--- Start Record excerpts ---
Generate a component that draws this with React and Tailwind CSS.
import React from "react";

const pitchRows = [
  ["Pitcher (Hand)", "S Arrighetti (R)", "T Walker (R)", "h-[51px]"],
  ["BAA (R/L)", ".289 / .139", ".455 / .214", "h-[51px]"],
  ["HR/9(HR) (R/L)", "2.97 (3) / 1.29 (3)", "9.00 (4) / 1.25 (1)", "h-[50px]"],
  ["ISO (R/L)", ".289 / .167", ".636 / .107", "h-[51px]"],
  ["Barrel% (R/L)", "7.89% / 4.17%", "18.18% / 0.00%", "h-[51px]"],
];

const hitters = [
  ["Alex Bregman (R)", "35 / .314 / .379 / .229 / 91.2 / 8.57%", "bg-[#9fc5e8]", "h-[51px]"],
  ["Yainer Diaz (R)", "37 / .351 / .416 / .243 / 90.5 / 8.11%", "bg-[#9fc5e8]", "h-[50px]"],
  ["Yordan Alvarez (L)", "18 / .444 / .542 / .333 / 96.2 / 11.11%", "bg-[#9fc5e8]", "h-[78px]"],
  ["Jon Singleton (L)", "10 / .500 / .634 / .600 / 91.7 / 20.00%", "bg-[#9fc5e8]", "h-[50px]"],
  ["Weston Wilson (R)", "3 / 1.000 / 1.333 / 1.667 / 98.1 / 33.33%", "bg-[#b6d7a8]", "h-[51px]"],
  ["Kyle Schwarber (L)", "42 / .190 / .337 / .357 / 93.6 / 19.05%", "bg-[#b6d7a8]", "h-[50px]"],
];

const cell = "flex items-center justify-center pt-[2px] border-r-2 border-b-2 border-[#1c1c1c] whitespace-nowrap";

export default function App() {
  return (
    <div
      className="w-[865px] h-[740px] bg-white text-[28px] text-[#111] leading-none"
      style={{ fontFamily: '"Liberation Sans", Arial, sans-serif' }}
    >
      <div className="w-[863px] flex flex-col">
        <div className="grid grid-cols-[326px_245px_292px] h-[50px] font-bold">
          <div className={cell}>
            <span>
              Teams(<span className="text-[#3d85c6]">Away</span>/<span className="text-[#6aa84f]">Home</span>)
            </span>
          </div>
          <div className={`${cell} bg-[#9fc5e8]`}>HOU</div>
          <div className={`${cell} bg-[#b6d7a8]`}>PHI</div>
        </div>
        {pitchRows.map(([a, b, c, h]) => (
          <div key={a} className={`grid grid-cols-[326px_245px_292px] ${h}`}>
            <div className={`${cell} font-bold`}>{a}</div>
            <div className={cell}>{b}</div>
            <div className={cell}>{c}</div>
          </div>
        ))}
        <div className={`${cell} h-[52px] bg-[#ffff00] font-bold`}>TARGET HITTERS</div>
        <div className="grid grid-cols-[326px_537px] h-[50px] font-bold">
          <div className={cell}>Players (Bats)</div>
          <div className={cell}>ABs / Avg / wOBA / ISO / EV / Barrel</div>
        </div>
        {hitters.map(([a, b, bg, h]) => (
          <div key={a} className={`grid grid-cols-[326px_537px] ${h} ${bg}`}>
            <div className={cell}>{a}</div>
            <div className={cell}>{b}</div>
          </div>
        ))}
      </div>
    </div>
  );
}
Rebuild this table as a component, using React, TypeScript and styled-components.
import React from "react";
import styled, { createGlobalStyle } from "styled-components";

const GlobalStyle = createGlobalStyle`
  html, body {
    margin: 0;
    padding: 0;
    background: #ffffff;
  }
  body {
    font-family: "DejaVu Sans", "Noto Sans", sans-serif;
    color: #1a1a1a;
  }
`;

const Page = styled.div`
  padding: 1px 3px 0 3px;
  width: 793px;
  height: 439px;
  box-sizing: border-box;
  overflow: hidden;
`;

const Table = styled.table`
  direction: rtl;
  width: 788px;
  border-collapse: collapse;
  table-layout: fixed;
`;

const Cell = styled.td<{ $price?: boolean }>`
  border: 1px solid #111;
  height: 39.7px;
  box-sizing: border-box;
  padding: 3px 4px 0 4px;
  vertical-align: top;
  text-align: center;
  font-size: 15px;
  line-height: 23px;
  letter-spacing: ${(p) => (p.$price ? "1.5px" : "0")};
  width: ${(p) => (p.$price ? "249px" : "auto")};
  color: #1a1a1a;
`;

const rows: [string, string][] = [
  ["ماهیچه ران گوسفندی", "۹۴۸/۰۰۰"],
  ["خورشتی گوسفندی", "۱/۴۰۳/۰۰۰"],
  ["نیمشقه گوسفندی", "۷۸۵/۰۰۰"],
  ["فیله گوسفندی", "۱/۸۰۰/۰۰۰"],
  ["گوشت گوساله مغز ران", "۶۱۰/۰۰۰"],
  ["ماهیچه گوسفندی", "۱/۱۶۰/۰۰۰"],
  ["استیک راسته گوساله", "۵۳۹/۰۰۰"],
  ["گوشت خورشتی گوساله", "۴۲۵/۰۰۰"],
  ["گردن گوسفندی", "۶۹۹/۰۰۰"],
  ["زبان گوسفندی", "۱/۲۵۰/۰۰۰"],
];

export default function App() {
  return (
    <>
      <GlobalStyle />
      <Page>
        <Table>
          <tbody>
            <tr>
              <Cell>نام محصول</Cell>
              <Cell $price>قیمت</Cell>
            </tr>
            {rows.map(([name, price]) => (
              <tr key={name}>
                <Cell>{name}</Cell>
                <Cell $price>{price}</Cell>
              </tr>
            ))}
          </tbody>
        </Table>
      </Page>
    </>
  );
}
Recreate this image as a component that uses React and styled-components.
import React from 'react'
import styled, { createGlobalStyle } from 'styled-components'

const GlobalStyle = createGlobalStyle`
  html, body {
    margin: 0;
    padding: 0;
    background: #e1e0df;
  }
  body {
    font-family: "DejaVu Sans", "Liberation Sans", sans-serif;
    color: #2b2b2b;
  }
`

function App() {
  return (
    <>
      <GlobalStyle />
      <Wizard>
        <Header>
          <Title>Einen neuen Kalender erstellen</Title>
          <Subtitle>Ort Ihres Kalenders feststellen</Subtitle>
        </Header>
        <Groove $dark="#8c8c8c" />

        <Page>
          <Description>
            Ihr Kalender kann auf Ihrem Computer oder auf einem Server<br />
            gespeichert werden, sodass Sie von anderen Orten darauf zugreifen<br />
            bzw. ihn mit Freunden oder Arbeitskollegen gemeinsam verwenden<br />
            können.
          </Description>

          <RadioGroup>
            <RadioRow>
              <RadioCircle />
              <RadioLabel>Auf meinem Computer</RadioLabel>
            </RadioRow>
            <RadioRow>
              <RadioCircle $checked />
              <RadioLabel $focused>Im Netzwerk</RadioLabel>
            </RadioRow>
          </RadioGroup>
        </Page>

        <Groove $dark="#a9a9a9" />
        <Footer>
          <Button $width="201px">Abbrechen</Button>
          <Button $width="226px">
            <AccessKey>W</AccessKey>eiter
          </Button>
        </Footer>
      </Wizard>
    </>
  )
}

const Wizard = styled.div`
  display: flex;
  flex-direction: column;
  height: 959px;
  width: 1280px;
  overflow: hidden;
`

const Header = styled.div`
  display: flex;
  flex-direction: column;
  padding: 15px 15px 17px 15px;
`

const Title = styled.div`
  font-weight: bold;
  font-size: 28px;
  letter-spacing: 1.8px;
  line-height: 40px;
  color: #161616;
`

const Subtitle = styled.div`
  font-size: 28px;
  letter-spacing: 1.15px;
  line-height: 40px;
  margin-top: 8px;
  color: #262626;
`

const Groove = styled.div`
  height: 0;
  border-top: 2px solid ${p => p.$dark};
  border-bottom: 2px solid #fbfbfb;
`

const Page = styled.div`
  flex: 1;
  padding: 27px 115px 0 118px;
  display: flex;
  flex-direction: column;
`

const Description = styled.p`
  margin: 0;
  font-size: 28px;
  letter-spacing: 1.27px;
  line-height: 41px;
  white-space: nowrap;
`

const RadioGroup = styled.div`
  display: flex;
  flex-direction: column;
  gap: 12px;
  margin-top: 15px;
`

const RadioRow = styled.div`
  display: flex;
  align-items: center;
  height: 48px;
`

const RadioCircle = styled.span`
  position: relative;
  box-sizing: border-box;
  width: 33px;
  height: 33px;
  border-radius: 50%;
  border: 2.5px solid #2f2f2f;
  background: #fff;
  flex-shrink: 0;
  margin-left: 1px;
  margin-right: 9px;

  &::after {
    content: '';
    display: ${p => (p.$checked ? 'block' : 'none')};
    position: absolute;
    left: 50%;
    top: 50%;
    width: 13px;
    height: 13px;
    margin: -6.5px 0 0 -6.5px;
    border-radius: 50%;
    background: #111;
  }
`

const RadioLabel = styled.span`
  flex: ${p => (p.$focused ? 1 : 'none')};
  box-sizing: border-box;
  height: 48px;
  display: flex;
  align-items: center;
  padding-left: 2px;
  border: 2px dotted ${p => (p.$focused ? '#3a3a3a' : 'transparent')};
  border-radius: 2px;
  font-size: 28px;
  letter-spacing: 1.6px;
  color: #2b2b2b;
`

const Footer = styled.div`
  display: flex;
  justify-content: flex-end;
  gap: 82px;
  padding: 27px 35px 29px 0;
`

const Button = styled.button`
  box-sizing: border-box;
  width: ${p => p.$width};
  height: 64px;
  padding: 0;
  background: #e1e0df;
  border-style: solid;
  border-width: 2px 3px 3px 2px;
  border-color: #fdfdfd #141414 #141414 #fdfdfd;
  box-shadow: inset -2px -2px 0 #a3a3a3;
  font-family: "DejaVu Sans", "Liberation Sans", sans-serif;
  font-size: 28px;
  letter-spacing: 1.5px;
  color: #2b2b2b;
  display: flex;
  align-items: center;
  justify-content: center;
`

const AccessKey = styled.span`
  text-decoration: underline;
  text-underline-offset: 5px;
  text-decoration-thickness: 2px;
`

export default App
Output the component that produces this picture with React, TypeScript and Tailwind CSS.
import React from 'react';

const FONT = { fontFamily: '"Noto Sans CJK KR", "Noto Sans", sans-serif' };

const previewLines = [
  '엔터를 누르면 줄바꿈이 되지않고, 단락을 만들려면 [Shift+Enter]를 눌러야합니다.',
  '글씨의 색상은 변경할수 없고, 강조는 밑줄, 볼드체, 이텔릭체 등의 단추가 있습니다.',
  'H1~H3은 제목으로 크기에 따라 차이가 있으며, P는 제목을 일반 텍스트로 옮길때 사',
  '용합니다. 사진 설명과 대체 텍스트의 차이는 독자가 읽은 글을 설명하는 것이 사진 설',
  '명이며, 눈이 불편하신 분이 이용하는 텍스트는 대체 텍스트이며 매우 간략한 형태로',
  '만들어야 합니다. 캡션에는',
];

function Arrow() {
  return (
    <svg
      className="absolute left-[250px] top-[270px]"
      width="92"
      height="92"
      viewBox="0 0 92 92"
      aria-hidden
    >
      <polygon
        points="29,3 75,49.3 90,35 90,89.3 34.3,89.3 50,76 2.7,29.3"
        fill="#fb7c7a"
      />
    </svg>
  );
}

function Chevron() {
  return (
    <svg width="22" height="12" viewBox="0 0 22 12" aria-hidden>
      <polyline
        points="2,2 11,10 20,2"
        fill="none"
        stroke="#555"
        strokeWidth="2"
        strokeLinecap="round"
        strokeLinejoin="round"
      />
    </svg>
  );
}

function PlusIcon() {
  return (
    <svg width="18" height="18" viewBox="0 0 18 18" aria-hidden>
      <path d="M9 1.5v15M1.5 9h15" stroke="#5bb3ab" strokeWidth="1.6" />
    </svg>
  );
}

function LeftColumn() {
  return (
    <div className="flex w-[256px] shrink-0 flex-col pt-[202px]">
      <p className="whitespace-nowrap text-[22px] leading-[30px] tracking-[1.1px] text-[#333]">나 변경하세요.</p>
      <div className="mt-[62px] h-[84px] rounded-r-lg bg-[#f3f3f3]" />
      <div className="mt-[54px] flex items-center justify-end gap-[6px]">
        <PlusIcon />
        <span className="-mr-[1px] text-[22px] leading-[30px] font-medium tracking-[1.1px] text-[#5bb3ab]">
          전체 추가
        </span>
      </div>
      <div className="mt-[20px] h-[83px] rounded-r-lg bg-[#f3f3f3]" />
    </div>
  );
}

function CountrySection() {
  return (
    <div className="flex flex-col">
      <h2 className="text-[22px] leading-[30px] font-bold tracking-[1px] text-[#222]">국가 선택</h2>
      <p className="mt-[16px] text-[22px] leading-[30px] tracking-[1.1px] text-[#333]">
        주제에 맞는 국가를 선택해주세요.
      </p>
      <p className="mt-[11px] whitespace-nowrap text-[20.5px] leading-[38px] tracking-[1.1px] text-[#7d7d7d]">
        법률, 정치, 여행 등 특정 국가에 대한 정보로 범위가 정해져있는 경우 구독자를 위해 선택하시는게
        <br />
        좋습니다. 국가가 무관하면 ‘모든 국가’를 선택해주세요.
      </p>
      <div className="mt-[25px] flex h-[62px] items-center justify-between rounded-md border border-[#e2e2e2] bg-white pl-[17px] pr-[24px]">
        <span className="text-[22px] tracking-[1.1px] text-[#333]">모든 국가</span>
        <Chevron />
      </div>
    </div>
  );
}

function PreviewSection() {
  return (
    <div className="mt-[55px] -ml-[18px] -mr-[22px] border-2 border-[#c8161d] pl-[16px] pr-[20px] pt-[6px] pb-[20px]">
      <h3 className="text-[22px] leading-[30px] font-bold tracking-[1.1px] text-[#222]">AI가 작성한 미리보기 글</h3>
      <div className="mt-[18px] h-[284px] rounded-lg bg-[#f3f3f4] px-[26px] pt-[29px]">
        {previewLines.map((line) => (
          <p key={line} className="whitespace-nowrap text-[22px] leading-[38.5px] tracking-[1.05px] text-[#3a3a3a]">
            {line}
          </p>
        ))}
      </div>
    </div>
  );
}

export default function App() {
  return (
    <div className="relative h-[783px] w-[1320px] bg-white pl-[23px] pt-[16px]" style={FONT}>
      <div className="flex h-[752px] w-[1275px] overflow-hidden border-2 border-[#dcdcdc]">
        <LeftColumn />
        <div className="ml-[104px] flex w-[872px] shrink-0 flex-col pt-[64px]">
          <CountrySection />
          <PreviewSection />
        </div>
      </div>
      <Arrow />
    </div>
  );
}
--- End Record excerpts ---
- _Work to complete_: Give back, verbatim, the lines from the top of the entries above through the line containing "items-center justify-center pt-[2px]".

- _Expected answer_:
Generate a component that draws this with React and Tailwind CSS.
import React from "react";

const pitchRows = [
  ["Pitcher (Hand)", "S Arrighetti (R)", "T Walker (R)", "h-[51px]"],
  ["BAA (R/L)", ".289 / .139", ".455 / .214", "h-[51px]"],
  ["HR/9(HR) (R/L)", "2.97 (3) / 1.29 (3)", "9.00 (4) / 1.25 (1)", "h-[50px]"],
  ["ISO (R/L)", ".289 / .167", ".636 / .107", "h-[51px]"],
  ["Barrel% (R/L)", "7.89% / 4.17%", "18.18% / 0.00%", "h-[51px]"],
];

const hitters = [
  ["Alex Bregman (R)", "35 / .314 / .379 / .229 / 91.2 / 8.57%", "bg-[#9fc5e8]", "h-[51px]"],
  ["Yainer Diaz (R)", "37 / .351 / .416 / .243 / 90.5 / 8.11%", "bg-[#9fc5e8]", "h-[50px]"],
  ["Yordan Alvarez (L)", "18 / .444 / .542 / .333 / 96.2 / 11.11%", "bg-[#9fc5e8]", "h-[78px]"],
  ["Jon Singleton (L)", "10 / .500 / .634 / .600 / 91.7 / 20.00%", "bg-[#9fc5e8]", "h-[50px]"],
  ["Weston Wilson (R)", "3 / 1.000 / 1.333 / 1.667 / 98.1 / 33.33%", "bg-[#b6d7a8]", "h-[51px]"],
  ["Kyle Schwarber (L)", "42 / .190 / .337 / .357 / 93.6 / 19.05%", "bg-[#b6d7a8]", "h-[50px]"],
];

const cell = "flex items-center justify-center pt-[2px] border-r-2 border-b-2 border-[#1c1c1c] whitespace-nowrap";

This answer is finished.